Bandontwerp voor: P.H. Hugenholtz, Levenslicht: Stichtelijke bloemlezing voor onzen tijd, Amsterdam (Van Holkema & Warendorf) 1901.

Hij ontwierp een groot aantal boekbanden en illustraties in opdracht van boekdrukkerij J.H. de Bussy & Co., waaronder twee huldeblijkalbums voor het huwelijk van koningin Wilhelmina en prins Hendrik. Vanaf 1904 werkte Van de Wall Perné als docent kostuumkunde aan de Toneelschool en ging hij zich eveneens bezig houden met reformkleding en weefkunst. Zijn ontwerpen werden uitgevoerd en gedragen door zijn echtgenote.

Elke zomer verbleef het echtpaar Van de Wall Perné in hun eigen ontworpen atelierwoning in Hoog Soeren. De natuur en volksverhalen van de Veluwe dienden als onderwerp voor de vele schilderijen en tekeningen die de kunstenaar maakte, meestal landschappen met een symbolistische ondertoon.

Landschap met lelie en ster, ca. 1909, olieverf op paneel, 72 x 16 cm, collectie Stedelijk Museum Amsterdam.
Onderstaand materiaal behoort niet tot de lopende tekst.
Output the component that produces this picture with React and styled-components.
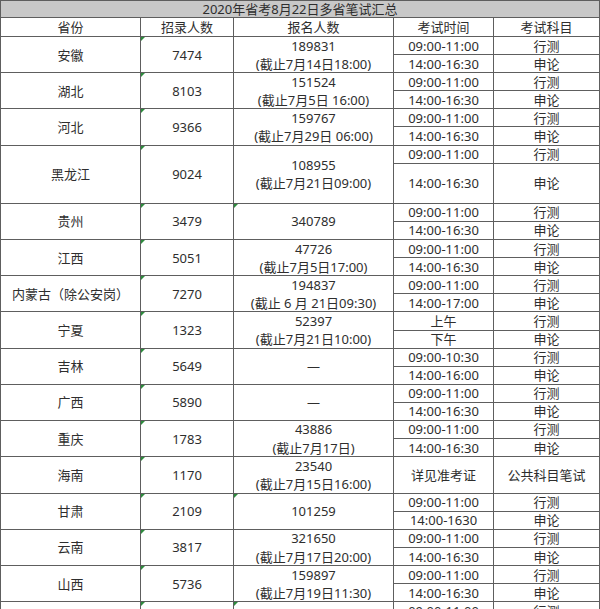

Het werk werd voornamelijk tentoongesteld bij kunstenaarsvereniging Sint Lucas, waar Van de Wall Perné bestuurslid was. Hij had er contact met Piet Mondriaan en zij spraken over het feit dat kunst abstracter zou moeten worden om een diepere, spirituele werkelijkheid te laten zien. Met andere gelijkgestemden richtte Van de Wall Perné in 1911 de Vereniging van Kunstenaren der Idee op. In 1909 verscheen de eerste bundel Veluwsche sagen die de kunstenaar schreef en van illustraties voorzag. Geheel in deze lijn illustreerde hij in 1911 een Nederlandse uitgave van De Edda. Een tweede bundel Veluwsche sagen zou een jaar na zijn dood verschijnen.
Van de Wall Perné stierf op 27 december 1911 aan de gevolgen van een loodvergiftiging.

Mystieke paden, 1907, olieverf op doek, 129 x 177 cm, collectie Rijksmuseum Amsterdam.

Zijn kunst was nog volop in ontwikkeling. In zijn korte kunstenaarsbestaan had hij zich op verschillende vlakken weten te ontwikkelen als een man van zijn tijd met eigen idealen. Hij behoorde tot de kunstenaars rond 1900 die zich niet beperkten tot de schilderkunst maar binnen allerlei disciplines van zich lieten horen. Werken van hem bevinden zich vandaag de dag onder andere in de collecties van het Rijksmuseum Amsterdam, het Stedelijk Museum Amsterdam, CODA Museum Apeldoorn en het Drents Museum. De Veluwsche Sagen zijn vele malen opnieuw uitgegeven.